Created attachment 114489 [details] Full console dump... Just in case I pruned the text in the original post too much here is the full console listing of the Oops
I believe this issue is fixed in the test kernels here: http://people.redhat.com/linville/kernels/fc3/ Wanna give them a try to confirm? Thanks!

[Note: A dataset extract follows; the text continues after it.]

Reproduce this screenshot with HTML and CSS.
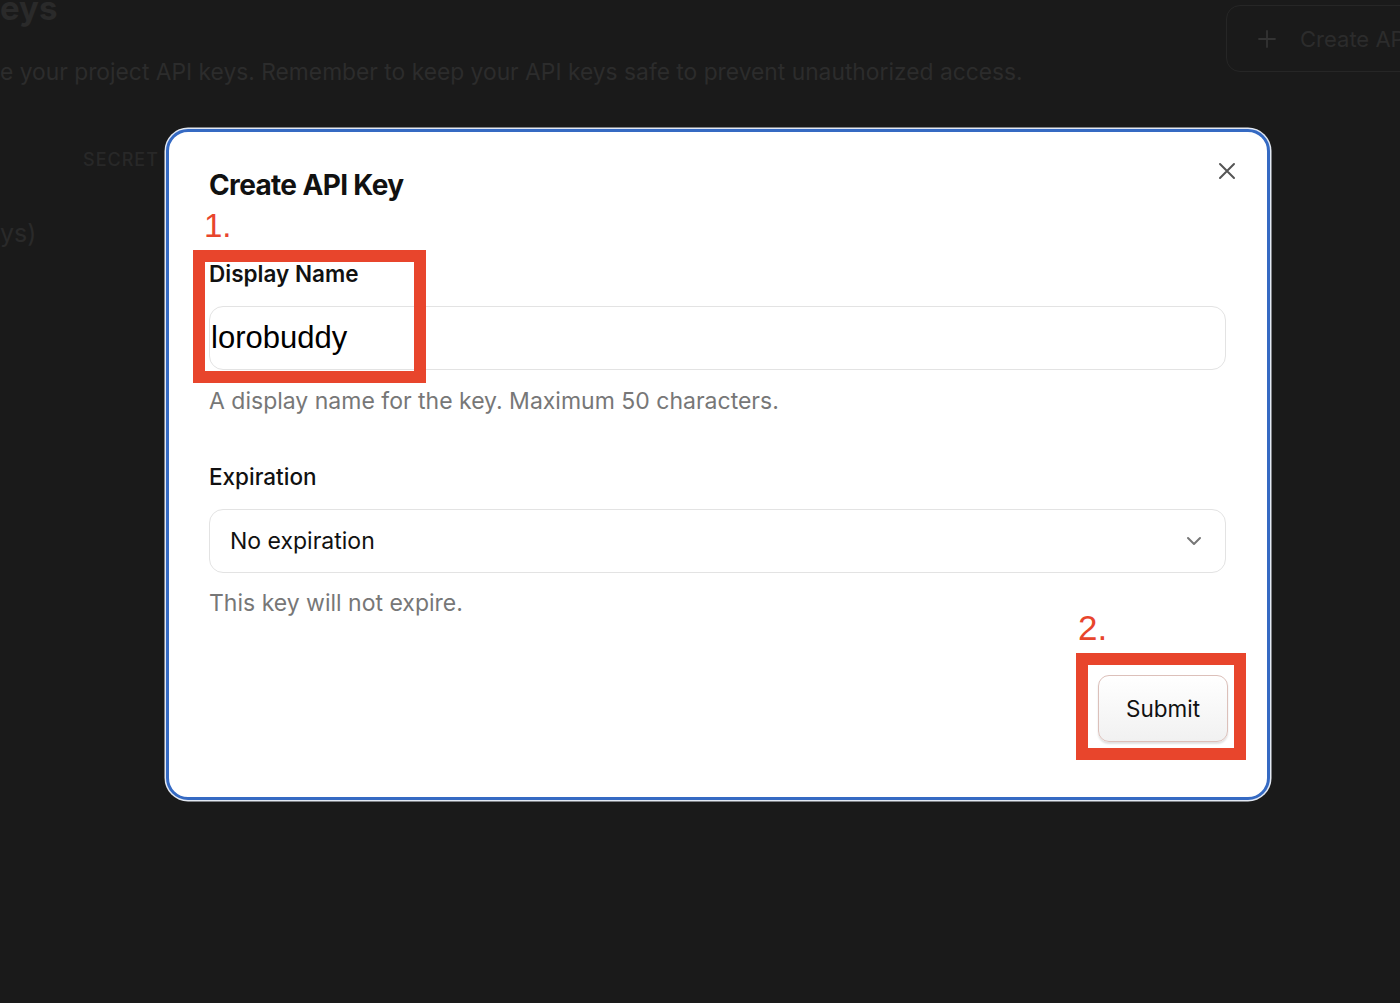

John, I have 2.6.11-1.21_FC3.jwltest.9smp installed and running now. I will poke and prod and try to reproduce the Oops. thanks, mitch
Uptime is about 4 hours now and the cable/connector is clearly bad. While networking was worthless when I had this link up I was able to debug it, bring it down and bring up the other from the console...... # grep e1000_watchdog_task /var/log/messages | head -1 May 18 14:56:26 box-12 kernel: e1000: eth0: e1000_watchdog_task: NIC Link is Up 1000 Mbps Full Duplex # grep e1000_watchdog_task /var/log/messages | tail -1 May 18 16:51:30 box-12 kernel: e1000: eth1: e1000_watchdog_task: NIC Link is Up 1000 Mbps Full Duplex How many times in this two hours you ask.... ;-) # grep e1000_watchdog_task /var/log/messages | wc 617 8648 56814 some are up some are down messages so divide in half. So it appear that my issue has been addressed. Thanks, mitch
Excellent! Now, get yourself another cable and you should be set... :-)